An inquiry was then conducted into the applicant’s means, pursuant to section 2 of the Drug Trafficking Act 1994 (“the 1994 Act”: see below). The judge considered the written statement of a Customs and Excise-appointed drug financial investigation officer, the applicant’s written statement in response, and the further statement of the investigation officer, together with the oral evidence of the applicant and witnesses called on his behalf. Giving judgment on 24 December 1996 the judge observed:
“It is for the prosecution to establish, of course, on a balance of probabilities that he has benefited from drug trafficking, that is received any payment or reward in connection with drug trafficking. Here there is no direct evidence of that so the Crown invite me to make the assumptions required by section 4(3) of the Act, namely (a) that property held by him since his conviction, and property transferred to him since 18 November 1989, the appropriate date, was received as such a benefit; (b) that any expenditure of his since that date in 1989 was met out of payments received by him in connection with any drug trafficking carried on by him. I must do so unless either he shows on a balance of probabilities that the assumption is incorrect, or I am satisfied that there would be a serious risk of injustice to him if the assumption was made.”
Applying these assumptions the judge assessed the applicant to have received GBP 91,400 by way of the proceeds of drug trafficking over the preceding six years. In making this assessment the judge took into account inter alia the value (GBP 50,000) of a house purchased by the applicant in 1988. Contrary to the applicant’s submissions, the judge found that a purported sale of this house was a sham, that the money supposedly received in purchase of it was a drugs payment and that the house remained the applicant’s realisable property within the meaning of section 5 of the 1994 Act. A confiscation order of GBP 91,400 was imposed. If the applicant failed to pay this amount he was to serve an extra two years’ imprisonment, consecutive to the nine year term.

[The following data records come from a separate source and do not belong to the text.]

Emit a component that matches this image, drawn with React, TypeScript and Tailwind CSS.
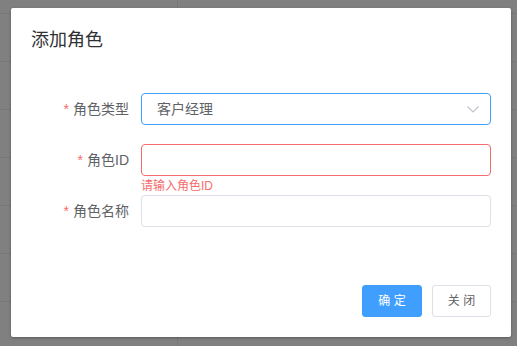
export default function App() {
  const rows = [0, 1, 2, 3, 4, 5, 6, 7];
  return (
    <div className="relative w-[517px] h-[346px] overflow-hidden bg-[#808080] font-['Liberation_Sans','Noto_Sans_CJK_SC',sans-serif]">
      <div className="flex flex-col">
        <div className="flex h-[14px] border-b border-[#787878]">
          <div className="w-[178px] border-r border-[#787878]" />
        </div>
        {rows.map((i) => (
          <div key={i} className="flex h-[48px] shrink-0 border-b border-[#787878]">
            <div className="w-[178px] border-r border-[#787878]" />
          </div>
        ))}
      </div>

      <div className="absolute left-[11px] top-[8px] w-[500px] rounded-[2px] bg-white shadow-[0_1px_3px_rgba(0,0,0,0.3)]">
        <div className="px-[20px] pt-[20px] pb-[10px] text-[18px] leading-[24px] text-[#303133]">
          添加角色
        </div>

        <div className="px-[20px] pt-[31px] pb-[29px]">
          <div className="mb-[19px] flex">
            <label className="w-[110px] pr-[12px] text-right text-[14px] leading-[32px] text-[#606266]">
              <span className="mr-[4px] text-[#F56C6C]">*</span>角色类型
            </label>
            <div className="flex h-[32px] w-[350px] items-center justify-between rounded-[4px] border border-[#409EFF] pl-[15px] pr-[11px]">
              <span className="text-[14px] text-[#606266]">客户经理</span>
              <svg width="12" height="7" viewBox="0 0 12 7" fill="none">
                <polyline points="0.5,0.5 6,6 11.5,0.5" stroke="#C0C4CC" strokeWidth="1.1" />
              </svg>
            </div>
          </div>

          <div className="mb-[19px] flex">
            <label className="w-[110px] pr-[12px] text-right text-[14px] leading-[32px] text-[#606266]">
              <span className="mr-[4px] text-[#F56C6C]">*</span>角色ID
            </label>
            <div className="relative">
              <div className="h-[32px] w-[350px] rounded-[4px] border border-[#F56C6C]" />
              <div className="absolute left-0 top-full pt-[4px] text-[12px] leading-none text-[#F56C6C]">
                请输入角色ID
              </div>
            </div>
          </div>

          <div className="mb-[19px] flex">
            <label className="w-[110px] pr-[12px] text-right text-[14px] leading-[32px] text-[#606266]">
              <span className="mr-[4px] text-[#F56C6C]">*</span>角色名称
            </label>
            <div className="h-[32px] w-[350px] rounded-[4px] border border-[#DCDFE6]" />
          </div>
        </div>

        <div className="flex justify-end px-[20px] pt-[10px] pb-[20px]">
          <button className="h-[32px] w-[60px] rounded-[3px] border border-[#409EFF] bg-[#409EFF] text-[12px] text-white">
            确 定
          </button>
          <button className="ml-[10px] h-[32px] w-[59px] rounded-[3px] border border-[#DCDFE6] bg-white text-[12px] text-[#606266]">
            关 闭
          </button>
        </div>
      </div>
    </div>
  );
}
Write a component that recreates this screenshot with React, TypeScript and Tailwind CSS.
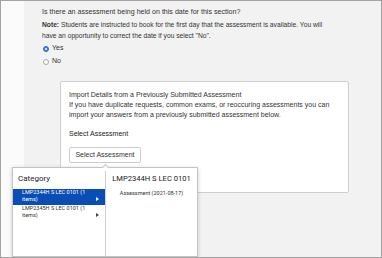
import React from "react";

const categories = [
  { name: "LMP2344H S LEC 0101 (1 items)", active: true },
  { name: "LMP2345H S LEC 0101 (1 items)", active: false },
];

const Caret = ({ white }: { white?: boolean }) => (
  <svg width="3" height="4" viewBox="0 0 3 4" className="shrink-0">
    <path d="M0 0 L3 2 L0 4 Z" fill={white ? "#ffffff" : "#444444"} />
  </svg>
);

const Radio = ({ checked, label }: { checked?: boolean; label: string }) => (
  <label className="flex items-center gap-[3px] h-[13px]">
    <span
      className={
        checked
          ? "w-[6px] h-[6px] rounded-full bg-[#3b82f6] border border-[#2f6fd6] flex items-center justify-center"
          : "w-[6px] h-[6px] rounded-full bg-white border border-[#a8a8a8]"
      }
    >
      {checked && <span className="w-[2px] h-[2px] rounded-full bg-white" />}
    </span>
    <span>{label}</span>
  </label>
);

export default function App() {
  return (
    <div className="relative w-[382px] h-[258px] border border-[#a3a3a3] flex overflow-hidden font-['Liberation_Sans',Arial,sans-serif] text-[#333] text-[7px]">
      <div className="w-[23px] bg-[#fbfbfb]" />
      <div className="flex-1 bg-[#f2f2f2] pl-[18px] pt-[5px]">
        <p className="leading-[12px] text-[7.1px]">Is there an assessment being held on this date for this section?</p>
        <p className="leading-[11px] mt-[1px] text-[6.7px] whitespace-nowrap">
          <span className="font-bold">Note:</span> Students are instructed to book for the first day that the
          assessment is available. You will
          <br />
          have an opportunity to correct the date if you select "No".
        </p>
        <div className="mt-[1px] pl-[1px] flex flex-col">
          <Radio checked label="Yes" />
          <Radio label="No" />
        </div>

        <div className="mt-[13px] ml-[18px] w-[289px] h-[112px] bg-white border border-[#cfcfcf] rounded-[2px] pl-[8px] pt-[8px]">
          <p className="leading-[10px]">Import Details from a Previously Submitted Assessment</p>
          <p className="leading-[10px] w-[270px]">
            If you have duplicate requests, common exams, or reoccuring assessments you can import your answers
            from a previously submitted assessment below.
          </p>
          <p className="mt-[9px] leading-[10px] text-[#222]">Select Assessment</p>
          <button className="mt-[8px] w-[72px] h-[16px] bg-white border border-[#cccccc] rounded-[2px] text-[7px] text-[#333] flex items-center justify-center">
            Select Assessment
          </button>
        </div>
      </div>

      <div className="absolute left-[11px] top-[166px] bottom-0 w-[186px] bg-white border border-[#c4c4c4] shadow-[0_1px_4px_rgba(0,0,0,0.2)] flex font-['Roboto',Arial,sans-serif]">
        <div className="absolute -top-[3px] left-[90px] w-[5px] h-[5px] bg-white border-l border-t border-[#c4c4c4] rotate-45" />
        <div className="w-[93px] border-r border-[#d0d0d0] flex flex-col">
          <div className="h-[21px] flex items-center pl-[5px] text-[8px] text-[#222]">Category</div>
          {categories.map((c) => (
            <div
              key={c.name}
              className={
                c.active
                  ? "h-[16px] bg-[#0a4db4] text-white flex items-end justify-between pl-[9px] pr-[6px] pb-[2px]"
                  : "h-[16px] text-[#333] flex items-end justify-between pl-[9px] pr-[6px] pb-[2px]"
              }
            >
              <span className="text-[5.5px] leading-[7px] w-[70px]">{c.name}</span>
              <span className="mb-[2px]">
                <Caret white={c.active} />
              </span>
            </div>
          ))}
        </div>
        <div className="flex-1 flex flex-col items-center">
          <div className="h-[21px] flex items-center text-[7.6px] text-[#222]">LMP2344H S LEC 0101</div>
          <div className="text-[5.5px] leading-[8px] text-[#333]">Assessment (2021-08-17)</div>
        </div>
      </div>
    </div>
  );
}
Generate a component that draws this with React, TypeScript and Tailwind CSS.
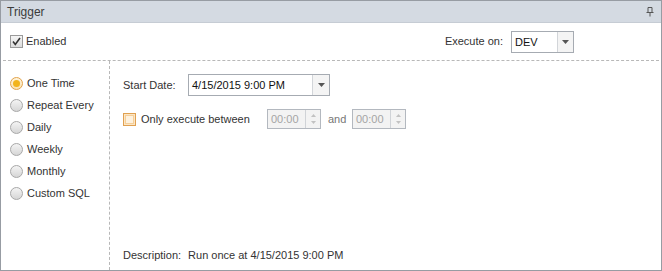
const Radio = ({ label, checked }: { label: string; checked?: boolean }) => (
  <div className="flex items-center h-[22px]">
    <span
      className={
        "w-[13px] h-[13px] rounded-full border flex items-center justify-center " +
        (checked
          ? "border-[#e2a24a] bg-gradient-to-b from-[#fff4dc] to-[#fbe2b0]"
          : "border-[#a8a8a8] bg-gradient-to-b from-[#f4f4f4] to-[#d6d6d6]")
      }
    >
      {checked && <span className="w-[7px] h-[7px] rounded-full bg-[#f2b41c]" />}
    </span>
    <span className="ml-[4px]">{label}</span>
  </div>
);

const Arrow = () => (
  <svg width="7" height="4" viewBox="0 0 7 4">
    <path d="M0 0h7L3.5 4z" fill="#555" />
  </svg>
);

const Spin = () => (
  <div className="flex h-[20px] w-[54px] border border-[#b3b8bf] bg-[#f3f3f3] text-[#a5a5a5]">
    <div className="flex-1 pl-[3px] leading-[18px]">00:00</div>
    <div className="w-[15px] border-l border-[#d0d3d7] flex flex-col items-center justify-center gap-[4px]">
      <svg width="5" height="3" viewBox="0 0 5 3"><path d="M0 3L2.5 0L5 3z" fill="#c2c2c2" /></svg>
      <svg width="5" height="3" viewBox="0 0 5 3"><path d="M0 0h5L2.5 3z" fill="#c2c2c2" /></svg>
    </div>
  </div>
);

export default function App() {
  return (
    <div
      className="w-[662px] h-[271px] border border-[#979ca3] bg-white flex flex-col text-[11px] text-[#333]"
      style={{ fontFamily: '"Liberation Sans", Arial, sans-serif' }}
    >
      <div className="h-[22px] bg-[#d4dae2] flex items-center justify-between pl-[6px] pr-[7px] border-b border-[#c6ccd4] text-[12px]">
        <span className="text-[#3c3c3c]">Trigger</span>
        <svg width="8" height="10" viewBox="0 0 8 10">
          <path d="M2 0.5h4v5H2zM0.5 5.5h7M4 5.5v4" stroke="#555" fill="none" />
        </svg>
      </div>
      <div className="h-[38px] flex items-center justify-between pl-[7px] pr-[85px] border-b border-dashed border-[#b8b8b8] mx-[2px]">
        <div className="flex items-center">
          <span className="w-[13px] h-[13px] border border-[#9a9a9a] bg-gradient-to-b from-[#f5f5f5] to-[#dcdcdc] flex items-center justify-center">
            <svg width="9" height="9" viewBox="0 0 9 9">
              <path d="M1 4.5l2.3 3L8 1" stroke="#333" strokeWidth="1.6" fill="none" />
            </svg>
          </span>
          <span className="ml-[3px]">Enabled</span>
        </div>
        <div className="flex items-center">
          <span className="mr-[8px]">Execute on:</span>
          <div className="flex h-[22px] w-[63px] border border-[#a6abb2] bg-white">
            <div className="flex-1 pl-[3px] leading-[20px] text-[#111]">DEV</div>
            <div className="w-[16px] border-l border-[#d2d5d9] bg-[#f4f4f4] flex items-center justify-center">
              <Arrow />
            </div>
          </div>
        </div>
      </div>
      <div className="flex-1 flex">
        <div className="w-[109px] border-r border-dashed border-[#b8b8b8] pl-[9px] pt-[11px] flex flex-col">
          <Radio label="One Time" checked />
          <Radio label="Repeat Every" />
          <Radio label="Daily" />
          <Radio label="Weekly" />
          <Radio label="Monthly" />
          <Radio label="Custom SQL" />
        </div>
        <div className="flex-1 flex flex-col pl-[13px] pt-[13px] pb-[7px]">
          <div className="flex items-center h-[22px]">
            <span className="w-[65px]">Start Date:</span>
            <div className="flex h-[22px] w-[142px] border border-[#a6abb2] bg-white">
              <div className="flex-1 pl-[3px] leading-[20px] text-[#111]">4/15/2015 9:00 PM</div>
              <div className="w-[17px] border-l border-[#d2d5d9] bg-[#f4f4f4] flex items-center justify-center">
                <Arrow />
              </div>
            </div>
          </div>
          <div className="flex items-center h-[20px] mt-[13px]">
            <span className="w-[13px] h-[13px] border border-[#e0a050] bg-[#fbe6c6] flex items-center justify-center">
              <span className="w-[9px] h-[9px] border border-[#f6cf98] bg-[#fdf1de]" />
            </span>
            <span className="ml-[5px] w-[126px]">Only execute between</span>
            <Spin />
            <span className="ml-[7px] w-[24px] text-[#777]">and</span>
            <Spin />
          </div>
          <div className="mt-auto">
            <span>Description:</span>
            <span className="ml-[7px]">Run once at 4/15/2015 9:00 PM</span>
          </div>
        </div>
      </div>
    </div>
  );
}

On 28 January 1997 the applicant was refused leave to appeal against conviction and sentence (including the imposition of the confiscation order). His application to renew leave to appeal against conviction and sentence was refused on 22 January 1998 after a full hearing before the Court of Appeal.
B. Relevant domestic law and practice
Section 2 of the 1994 Act provides that a Crown Court should make a confiscation order in respect of a defendant appearing before it for sentencing in respect of one or more drug trafficking offences, who the court finds to have received at any time any payment or other reward in connection with drug trafficking.
Under section 5 of the 1994 Act, the confiscation order should be set at a sum corresponding to the proceeds of drug trafficking assessed by the court to have been gained by the defendant, unless the court is satisfied that, at the time the confiscation order is made, only a lesser sum could be realised.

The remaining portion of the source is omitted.